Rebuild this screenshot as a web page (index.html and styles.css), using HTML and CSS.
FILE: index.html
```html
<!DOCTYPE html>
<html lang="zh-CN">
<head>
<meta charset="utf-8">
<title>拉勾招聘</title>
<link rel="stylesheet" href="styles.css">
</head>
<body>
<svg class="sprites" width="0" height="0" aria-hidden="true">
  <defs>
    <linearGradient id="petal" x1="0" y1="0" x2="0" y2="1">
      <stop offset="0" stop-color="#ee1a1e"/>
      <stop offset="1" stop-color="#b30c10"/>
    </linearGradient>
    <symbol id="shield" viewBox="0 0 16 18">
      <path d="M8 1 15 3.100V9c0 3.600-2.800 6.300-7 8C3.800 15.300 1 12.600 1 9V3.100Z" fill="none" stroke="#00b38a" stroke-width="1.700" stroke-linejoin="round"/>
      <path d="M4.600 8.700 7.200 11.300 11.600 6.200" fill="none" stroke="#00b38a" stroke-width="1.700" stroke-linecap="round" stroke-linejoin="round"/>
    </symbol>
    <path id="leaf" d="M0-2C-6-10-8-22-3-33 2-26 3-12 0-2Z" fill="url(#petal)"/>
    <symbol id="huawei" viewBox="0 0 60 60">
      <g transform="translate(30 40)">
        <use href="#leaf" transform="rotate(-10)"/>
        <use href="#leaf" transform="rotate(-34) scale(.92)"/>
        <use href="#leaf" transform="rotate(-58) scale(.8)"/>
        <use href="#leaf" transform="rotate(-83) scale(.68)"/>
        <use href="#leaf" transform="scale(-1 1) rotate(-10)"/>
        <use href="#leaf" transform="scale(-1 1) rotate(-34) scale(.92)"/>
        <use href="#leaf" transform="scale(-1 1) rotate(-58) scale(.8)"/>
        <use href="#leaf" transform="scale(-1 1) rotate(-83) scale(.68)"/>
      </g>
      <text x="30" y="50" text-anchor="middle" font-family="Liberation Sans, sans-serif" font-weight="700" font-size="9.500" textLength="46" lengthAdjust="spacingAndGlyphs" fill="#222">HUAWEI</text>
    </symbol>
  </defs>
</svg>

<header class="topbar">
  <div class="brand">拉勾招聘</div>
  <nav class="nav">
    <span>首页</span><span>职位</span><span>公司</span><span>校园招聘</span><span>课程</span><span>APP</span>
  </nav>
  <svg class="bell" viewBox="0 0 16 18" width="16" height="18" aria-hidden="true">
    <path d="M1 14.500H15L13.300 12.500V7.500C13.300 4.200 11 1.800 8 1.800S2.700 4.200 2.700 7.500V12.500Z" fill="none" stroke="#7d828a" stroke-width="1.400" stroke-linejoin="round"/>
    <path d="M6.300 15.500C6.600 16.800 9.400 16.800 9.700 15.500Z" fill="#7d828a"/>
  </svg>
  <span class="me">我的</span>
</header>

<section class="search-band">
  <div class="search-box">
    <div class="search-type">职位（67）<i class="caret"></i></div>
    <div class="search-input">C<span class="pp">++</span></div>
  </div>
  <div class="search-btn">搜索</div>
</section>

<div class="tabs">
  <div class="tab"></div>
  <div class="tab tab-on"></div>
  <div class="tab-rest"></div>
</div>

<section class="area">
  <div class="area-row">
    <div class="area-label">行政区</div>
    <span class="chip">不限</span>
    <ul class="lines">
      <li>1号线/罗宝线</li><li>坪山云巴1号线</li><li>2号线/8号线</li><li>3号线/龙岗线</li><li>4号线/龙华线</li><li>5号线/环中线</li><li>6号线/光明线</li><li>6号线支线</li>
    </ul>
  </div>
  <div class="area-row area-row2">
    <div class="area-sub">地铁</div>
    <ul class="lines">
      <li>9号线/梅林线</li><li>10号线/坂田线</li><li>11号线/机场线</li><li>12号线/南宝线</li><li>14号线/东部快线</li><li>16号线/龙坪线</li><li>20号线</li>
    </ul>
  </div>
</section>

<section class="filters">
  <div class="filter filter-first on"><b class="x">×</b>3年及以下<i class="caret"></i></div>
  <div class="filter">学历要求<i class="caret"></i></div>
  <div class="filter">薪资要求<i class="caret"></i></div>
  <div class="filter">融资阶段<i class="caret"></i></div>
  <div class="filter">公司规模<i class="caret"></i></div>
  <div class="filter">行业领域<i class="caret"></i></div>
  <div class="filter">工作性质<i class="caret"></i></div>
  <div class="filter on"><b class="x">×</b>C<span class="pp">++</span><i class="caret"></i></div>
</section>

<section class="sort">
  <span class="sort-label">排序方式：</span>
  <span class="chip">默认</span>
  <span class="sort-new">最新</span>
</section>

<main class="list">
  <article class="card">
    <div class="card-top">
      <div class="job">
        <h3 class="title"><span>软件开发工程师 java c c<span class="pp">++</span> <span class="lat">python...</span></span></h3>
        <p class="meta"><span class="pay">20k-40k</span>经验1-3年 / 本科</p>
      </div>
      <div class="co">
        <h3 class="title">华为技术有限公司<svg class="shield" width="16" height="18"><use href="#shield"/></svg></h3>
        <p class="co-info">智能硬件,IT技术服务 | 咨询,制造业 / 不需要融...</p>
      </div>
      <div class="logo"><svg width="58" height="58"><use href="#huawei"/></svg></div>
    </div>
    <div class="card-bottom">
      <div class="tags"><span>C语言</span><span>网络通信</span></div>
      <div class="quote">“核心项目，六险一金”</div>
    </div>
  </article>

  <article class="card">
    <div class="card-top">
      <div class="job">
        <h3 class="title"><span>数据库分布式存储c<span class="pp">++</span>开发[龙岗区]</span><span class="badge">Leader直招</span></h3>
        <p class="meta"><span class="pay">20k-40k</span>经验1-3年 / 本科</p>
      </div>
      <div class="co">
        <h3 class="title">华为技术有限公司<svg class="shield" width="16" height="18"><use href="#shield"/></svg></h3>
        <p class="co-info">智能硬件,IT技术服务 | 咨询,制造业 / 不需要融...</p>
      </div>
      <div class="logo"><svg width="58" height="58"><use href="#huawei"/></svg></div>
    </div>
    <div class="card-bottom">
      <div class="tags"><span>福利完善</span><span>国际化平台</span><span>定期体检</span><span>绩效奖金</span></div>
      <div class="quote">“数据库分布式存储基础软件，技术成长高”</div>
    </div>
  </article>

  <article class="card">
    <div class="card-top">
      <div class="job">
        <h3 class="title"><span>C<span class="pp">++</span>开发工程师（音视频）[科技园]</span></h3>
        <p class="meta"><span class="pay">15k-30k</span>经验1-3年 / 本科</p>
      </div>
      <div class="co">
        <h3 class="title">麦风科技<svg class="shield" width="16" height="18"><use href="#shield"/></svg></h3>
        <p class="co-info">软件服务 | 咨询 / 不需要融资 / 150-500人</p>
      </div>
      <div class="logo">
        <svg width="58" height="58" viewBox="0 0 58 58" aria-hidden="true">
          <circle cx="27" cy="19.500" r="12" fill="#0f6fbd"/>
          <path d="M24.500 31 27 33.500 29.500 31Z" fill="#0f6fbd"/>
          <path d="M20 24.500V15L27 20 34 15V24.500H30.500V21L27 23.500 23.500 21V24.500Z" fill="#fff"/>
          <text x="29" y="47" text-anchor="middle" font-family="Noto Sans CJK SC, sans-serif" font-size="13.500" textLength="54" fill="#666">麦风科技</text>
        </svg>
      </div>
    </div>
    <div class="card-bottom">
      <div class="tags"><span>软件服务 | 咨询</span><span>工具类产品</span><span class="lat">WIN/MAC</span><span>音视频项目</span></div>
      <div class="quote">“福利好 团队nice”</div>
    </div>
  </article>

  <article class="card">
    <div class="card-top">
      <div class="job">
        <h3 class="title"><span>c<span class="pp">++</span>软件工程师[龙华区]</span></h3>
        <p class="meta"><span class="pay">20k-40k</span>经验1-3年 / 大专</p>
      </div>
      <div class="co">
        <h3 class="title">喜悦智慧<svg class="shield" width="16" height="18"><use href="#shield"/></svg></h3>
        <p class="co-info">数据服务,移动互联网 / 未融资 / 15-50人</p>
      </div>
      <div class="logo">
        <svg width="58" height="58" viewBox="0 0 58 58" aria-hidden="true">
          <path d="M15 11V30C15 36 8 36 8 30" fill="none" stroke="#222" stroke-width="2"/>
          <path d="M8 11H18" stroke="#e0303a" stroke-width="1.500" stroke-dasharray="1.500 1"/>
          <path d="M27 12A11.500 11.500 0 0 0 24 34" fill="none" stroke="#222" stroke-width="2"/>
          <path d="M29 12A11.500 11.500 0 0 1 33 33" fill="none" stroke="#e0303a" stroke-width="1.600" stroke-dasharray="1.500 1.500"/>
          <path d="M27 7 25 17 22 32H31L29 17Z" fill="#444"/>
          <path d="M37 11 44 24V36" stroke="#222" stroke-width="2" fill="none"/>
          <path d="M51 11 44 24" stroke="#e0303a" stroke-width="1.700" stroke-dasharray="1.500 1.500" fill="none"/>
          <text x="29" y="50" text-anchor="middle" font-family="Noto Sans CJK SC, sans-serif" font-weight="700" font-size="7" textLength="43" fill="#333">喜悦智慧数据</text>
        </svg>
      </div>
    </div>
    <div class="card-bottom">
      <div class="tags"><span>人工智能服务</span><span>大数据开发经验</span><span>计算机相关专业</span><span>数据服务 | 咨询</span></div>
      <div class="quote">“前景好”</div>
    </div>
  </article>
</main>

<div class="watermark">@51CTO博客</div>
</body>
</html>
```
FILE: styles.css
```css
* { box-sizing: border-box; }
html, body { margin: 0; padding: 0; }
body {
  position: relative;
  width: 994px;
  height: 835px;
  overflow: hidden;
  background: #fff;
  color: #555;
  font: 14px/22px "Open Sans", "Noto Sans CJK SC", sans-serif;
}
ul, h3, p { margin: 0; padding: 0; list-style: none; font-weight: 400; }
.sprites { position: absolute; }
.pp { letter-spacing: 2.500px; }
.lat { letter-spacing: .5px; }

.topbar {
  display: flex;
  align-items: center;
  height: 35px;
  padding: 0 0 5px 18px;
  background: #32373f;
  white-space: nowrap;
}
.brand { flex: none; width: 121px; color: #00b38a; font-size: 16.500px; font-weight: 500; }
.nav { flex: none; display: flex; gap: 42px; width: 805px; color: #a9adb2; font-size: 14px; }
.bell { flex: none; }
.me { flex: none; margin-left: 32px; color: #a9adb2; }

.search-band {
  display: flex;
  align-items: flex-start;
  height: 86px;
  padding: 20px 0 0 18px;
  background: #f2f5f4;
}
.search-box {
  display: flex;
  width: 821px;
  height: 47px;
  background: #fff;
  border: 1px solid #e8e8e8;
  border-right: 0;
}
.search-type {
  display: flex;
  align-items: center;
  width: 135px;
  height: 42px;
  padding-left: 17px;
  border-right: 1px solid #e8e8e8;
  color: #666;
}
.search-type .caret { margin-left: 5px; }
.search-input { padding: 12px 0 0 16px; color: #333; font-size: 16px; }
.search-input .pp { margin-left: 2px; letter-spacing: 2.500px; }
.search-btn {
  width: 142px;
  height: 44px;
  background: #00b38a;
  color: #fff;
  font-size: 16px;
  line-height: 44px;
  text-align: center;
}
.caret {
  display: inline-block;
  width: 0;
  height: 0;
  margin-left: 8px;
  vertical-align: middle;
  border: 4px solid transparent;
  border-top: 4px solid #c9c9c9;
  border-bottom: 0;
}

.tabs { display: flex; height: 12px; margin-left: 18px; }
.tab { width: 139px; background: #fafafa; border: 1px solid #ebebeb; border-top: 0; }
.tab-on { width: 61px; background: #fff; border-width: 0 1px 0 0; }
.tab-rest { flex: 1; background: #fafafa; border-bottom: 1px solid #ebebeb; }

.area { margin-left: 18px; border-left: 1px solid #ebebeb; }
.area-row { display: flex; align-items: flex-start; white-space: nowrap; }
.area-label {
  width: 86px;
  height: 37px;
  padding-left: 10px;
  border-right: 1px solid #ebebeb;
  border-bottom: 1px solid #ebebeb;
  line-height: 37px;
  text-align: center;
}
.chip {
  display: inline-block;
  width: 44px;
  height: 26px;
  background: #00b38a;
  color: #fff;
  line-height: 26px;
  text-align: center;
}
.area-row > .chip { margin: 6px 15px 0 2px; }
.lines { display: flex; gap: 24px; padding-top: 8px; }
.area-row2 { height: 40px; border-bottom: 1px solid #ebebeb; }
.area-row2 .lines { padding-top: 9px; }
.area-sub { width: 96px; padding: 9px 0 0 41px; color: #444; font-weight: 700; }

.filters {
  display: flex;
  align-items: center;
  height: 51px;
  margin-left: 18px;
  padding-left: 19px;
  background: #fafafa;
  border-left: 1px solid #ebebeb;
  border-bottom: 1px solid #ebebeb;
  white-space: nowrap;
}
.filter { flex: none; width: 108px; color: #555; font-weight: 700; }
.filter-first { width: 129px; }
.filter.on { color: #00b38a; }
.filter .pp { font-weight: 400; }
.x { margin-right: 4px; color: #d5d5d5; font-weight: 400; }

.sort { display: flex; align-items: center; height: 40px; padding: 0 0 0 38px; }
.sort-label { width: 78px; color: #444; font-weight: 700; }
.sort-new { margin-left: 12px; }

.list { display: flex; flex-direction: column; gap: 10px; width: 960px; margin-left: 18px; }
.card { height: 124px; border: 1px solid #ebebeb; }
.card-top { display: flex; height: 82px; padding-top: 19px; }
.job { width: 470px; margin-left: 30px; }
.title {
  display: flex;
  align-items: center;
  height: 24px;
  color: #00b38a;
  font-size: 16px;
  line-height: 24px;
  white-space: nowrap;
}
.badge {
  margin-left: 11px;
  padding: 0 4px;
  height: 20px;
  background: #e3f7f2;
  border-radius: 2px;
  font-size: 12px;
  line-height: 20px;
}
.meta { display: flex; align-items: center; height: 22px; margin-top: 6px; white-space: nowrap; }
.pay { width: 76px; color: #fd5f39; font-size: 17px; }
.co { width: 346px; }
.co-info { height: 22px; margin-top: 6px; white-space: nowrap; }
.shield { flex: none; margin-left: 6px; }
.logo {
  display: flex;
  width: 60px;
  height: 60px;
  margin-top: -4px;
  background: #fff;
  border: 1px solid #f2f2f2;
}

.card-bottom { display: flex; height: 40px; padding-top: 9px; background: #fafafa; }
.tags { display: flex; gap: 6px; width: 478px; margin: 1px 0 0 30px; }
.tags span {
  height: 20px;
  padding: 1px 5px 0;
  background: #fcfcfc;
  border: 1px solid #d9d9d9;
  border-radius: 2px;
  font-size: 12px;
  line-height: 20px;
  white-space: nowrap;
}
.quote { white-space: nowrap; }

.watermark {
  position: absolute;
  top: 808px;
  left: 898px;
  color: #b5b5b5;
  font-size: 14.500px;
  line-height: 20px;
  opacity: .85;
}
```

::::::

Problem details: Say how many lines in the listing above include "index". Give nothing but the number.

Task result: 2